- _WHAT IS ASKED_: From the listing below, pull out the lines that hold "this".
━━━━━━━━━━━━━━━━
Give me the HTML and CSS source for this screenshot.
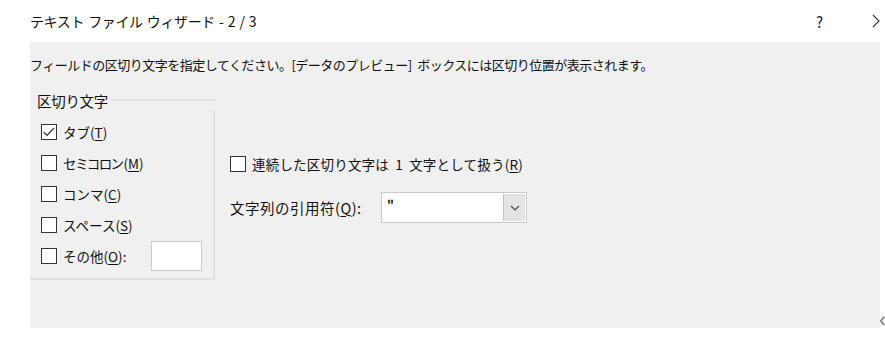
FILE: index.html
```html
<!DOCTYPE html>
<html lang="ja">
<head>
<meta charset="utf-8">
<link rel="stylesheet" href="styles.css">
</head>
<body>
<div class="titlebar">
  <span class="title">テキスト ファイル ウィザード - 2 / 3</span>
  <span class="help">?</span>
  <svg class="chev" width="8" height="14" viewBox="0 0 8 14"><polyline points="1,1 7,7 1,13" fill="none" stroke="#333" stroke-width="1.1"/></svg>
</div>
<div class="main">
  <div class="panel">
    <div class="instr">フィールドの区切り文字を指定してください。[データのプレビュー] ボックスには区切り位置が表示されます。</div>
    <div class="content">
      <div class="group">
        <div class="group-head"><span class="group-label">区切り文字</span><span class="group-line"></span></div>
        <div class="group-body">
          <div class="row"><span class="cb"><svg width="16" height="16" viewBox="0 0 16 16"><polyline points="2.5,8 6,11.5 13,4" fill="none" stroke="#333" stroke-width="1.2"/></svg></span><span class="lbl">タブ(<u>T</u>)</span></div>
          <div class="row"><span class="cb"></span><span class="lbl"><span class="narrow">セミコロン</span>(<u>M</u>)</span></div>
          <div class="row"><span class="cb"></span><span class="lbl">コンマ(<u>C</u>)</span></div>
          <div class="row"><span class="cb"></span><span class="lbl">スペース(<u>S</u>)</span></div>
          <div class="row"><span class="cb"></span><span class="lbl">その他(<u>O</u>):</span><span class="textbox"></span></div>
        </div>
      </div>
      <div class="right">
        <div class="row consec"><span class="cb"></span><span class="lbl wide">連続した区切り文字は 1 文字として扱う(<u>R</u>)</span></div>
        <div class="quote-row">
          <span class="lbl quote-lbl">文字列の引用符(<u>Q</u>):</span>
          <div class="combo"><span class="combo-val">"</span><span class="combo-btn"><svg width="10" height="6" viewBox="0 0 10 6"><polyline points="1,1 5,5 9,1" fill="none" stroke="#444" stroke-width="1.1"/></svg></span></div>
        </div>
      </div>
    </div>
  </div>
  <div class="edge"><svg width="6" height="12" viewBox="0 0 6 12"><polyline points="5,1 1,6 5,11" fill="none" stroke="#8a8a8a" stroke-width="2.4"/></svg></div>
</div>
</body>
</html>
```
FILE: styles.css
```css
html, body { margin: 0; padding: 0; background: #fff; }
body {
  width: 885px; height: 340px; overflow: hidden;
  font-family: "Noto Sans CJK JP", "Noto Sans", sans-serif;
  font-size: 13.5px; color: #111;
}
.titlebar {
  height: 42px; display: flex; align-items: center;
  padding-left: 30px; box-sizing: border-box;
}
.title { font-size: 14px; letter-spacing: -0.4px; word-spacing: 1.5px; flex: 1; }
.help { font-size: 15px; width: 20px; margin-right: 36px; color: #222; }
.chev { margin-right: 5px; }
.main { display: flex; }
.panel {
  margin-left: 30px; width: 850px; height: 286px;
  background: #f0f0f0;
}
.edge { width: 5px; overflow: hidden; display: flex; align-items: flex-end; padding-bottom: 1px; box-sizing: border-box; }
.instr {
  margin-top: 13px; height: 20px; line-height: 20px;
  font-size: 13px; letter-spacing: -0.5px; word-spacing: 3px; white-space: nowrap;
}
.content { display: flex; margin-top: 15px; }
.group { width: 185px; }
.group-head { display: flex; align-items: center; height: 20px; }
.group-label { padding-left: 7px; padding-right: 3px; line-height: 20px; margin-top: 2px; font-size: 14.5px; letter-spacing: -0.3px; }
.group-line { flex: 1; height: 2px; background: #e2e2e2; }
.group-body {
  border-right: 2px solid #e2e2e2; border-bottom: 2px solid #e2e2e2;
  padding: 6px 0 7px 11px;
}
.row { display: flex; align-items: center; height: 31px; }
.cb {
  width: 14px; height: 14px; border: 1px solid #333; background: #fff;
  display: inline-flex; flex: none;
}
.cb svg { margin: -1px; }
.lbl { margin-left: 6px; white-space: nowrap; line-height: 20px; }
.narrow { letter-spacing: -1.6px; margin-right: 1px; }
.wide { letter-spacing: 0.2px; word-spacing: 3px; }
u { text-decoration-thickness: 1px; text-underline-offset: 2px; }
.textbox {
  width: 49px; height: 28px; margin-left: 25px;
  background: #fff; border: 1px solid #c9c9c9;
}
.right { margin-left: 15px; }
.consec { margin-top: 58px; height: 31px; }
.quote-row { display: flex; align-items: center; margin-top: 13px; }
.quote-lbl { margin-left: 0; width: 151px; font-size: 14.5px; letter-spacing: 0.5px; }
.combo {
  width: 144px; height: 29px; border: 1px solid #c9c9c9; background: #fff;
  display: flex; align-items: stretch;
}
.combo-val { flex: 1; padding-left: 5px; font-weight: bold; font-size: 12px; line-height: 24px; }
.combo-btn {
  width: 21px; margin: 1px; background: #e3e3e3; border-left: 1px solid #c2c2c2;
  display: flex; align-items: center; justify-content: center;
}
```
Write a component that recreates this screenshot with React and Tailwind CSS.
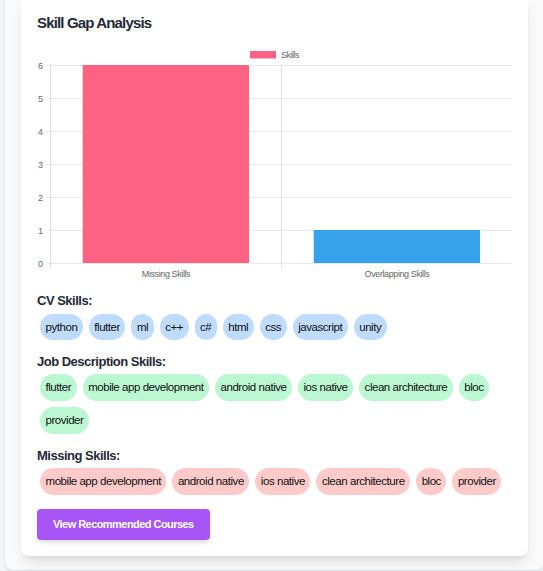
import React from "react";

const cvSkills = ["python", "flutter", "ml", "c++", "c#", "html", "css", "javascript", "unity"];
const jobSkills = ["flutter", "mobile app development", "android native", "ios native", "clean architecture", "bloc", "provider"];
const missingSkills = ["mobile app development", "android native", "ios native", "clean architecture", "bloc", "provider"];

function Chip({ label, tone }) {
  const bg = tone === "blue" ? "bg-[#bfdbfe]" : tone === "green" ? "bg-[#bbf7d0]" : "bg-[#fecaca]";
  return (
    <span className={`${bg} rounded-full px-[5.5px] py-[5px] text-[11.5px] leading-[16.5px] tracking-[-0.45px] text-[#111]`}>
      {label}
    </span>
  );
}

function Section({ title, items, tone, className }) {
  return (
    <div className={className}>
      <h3 className="mb-[2.5px] text-[13px] font-bold leading-[20px] tracking-[-0.5px] text-[#1f2937]">{title}</h3>
      <div className="flex flex-wrap gap-x-[6px] gap-y-[6.5px] pl-[3px]">
        {items.map((s) => (
          <Chip key={s} label={s} tone={tone} />
        ))}
      </div>
    </div>
  );
}

function Chart() {
  const gridYs = [25.5, 58.5, 91.5, 124.5, 157.5, 190.5, 223.5];
  const labels = ["6", "5", "4", "3", "2", "1", "0"];
  return (
    <svg width="476" height="245" className="block" fontFamily="'Liberation Sans',Arial,sans-serif">
      <rect x="213" y="11" width="26" height="7.5" fill="#FF6384" />
      <text x="244" y="18" fontSize="9" fill="#666" letterSpacing="-0.5">Skills</text>
      {gridYs.map((y, i) => (
        <g key={y}>
          <line x1="10" x2="475" y1={y} y2={y} stroke="#e8e8e8" strokeWidth="1" />
          <text x="6" y={y + 3} fontSize="9" fill="#666" textAnchor="end">
            {labels[i]}
          </text>
        </g>
      ))}
      <line x1="13.5" x2="13.5" y1="25" y2="228" stroke="#dcdcdc" strokeWidth="1" />
      <line x1="244.5" x2="244.5" y1="25" y2="228" stroke="#e0e0e0" strokeWidth="1" />
      <rect x="45.7" y="25" width="166.3" height="198" fill="#FF6384" />
      <rect x="276.7" y="190" width="166.3" height="33" fill="#36A2EB" />
      <text x="129" y="237" fontSize="9" fill="#666" textAnchor="middle" letterSpacing="-0.4">Missing Skills</text>
      <text x="360" y="237" fontSize="9" fill="#666" textAnchor="middle" letterSpacing="-0.4">Overlapping Skills</text>
    </svg>
  );
}

export default function App() {
  return (
    <div className="h-[571px] w-[543px] overflow-hidden bg-[#f3f4f6] font-['Liberation_Sans',Arial,sans-serif]">
      <div className="-mt-[21px] ml-[5px] w-[539px] rounded-lg bg-[#fafafa] px-4 pb-[14px] pt-4 shadow-sm">
        <div className="rounded-lg bg-white p-4 pb-[16.5px] shadow-lg">
          <h2 className="mb-[5px] text-[15px] font-bold leading-[24px] tracking-[-0.85px] text-[#1f2937]">Skill Gap Analysis</h2>
          <Chart />
          <Section className="mt-[6px]" title="CV Skills:" items={cvSkills} tone="blue" />
          <Section className="mt-[11.5px]" title="Job Description Skills:" items={jobSkills} tone="green" />
          <Section className="mt-[12px]" title="Missing Skills:" items={missingSkills} tone="red" />
          <button className="mt-[14px] rounded bg-[#a855f7] px-4 py-2 text-[11px] font-bold leading-[15px] tracking-[-0.55px] text-white shadow-md">
            View Recommended Courses
          </button>
        </div>
      </div>
    </div>
  );
}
━━━━━━━━━━━━━━━━
- _TASK ANSWER_:
Give me the HTML and CSS source for this screenshot.
Write a component that recreates this screenshot with React and Tailwind CSS.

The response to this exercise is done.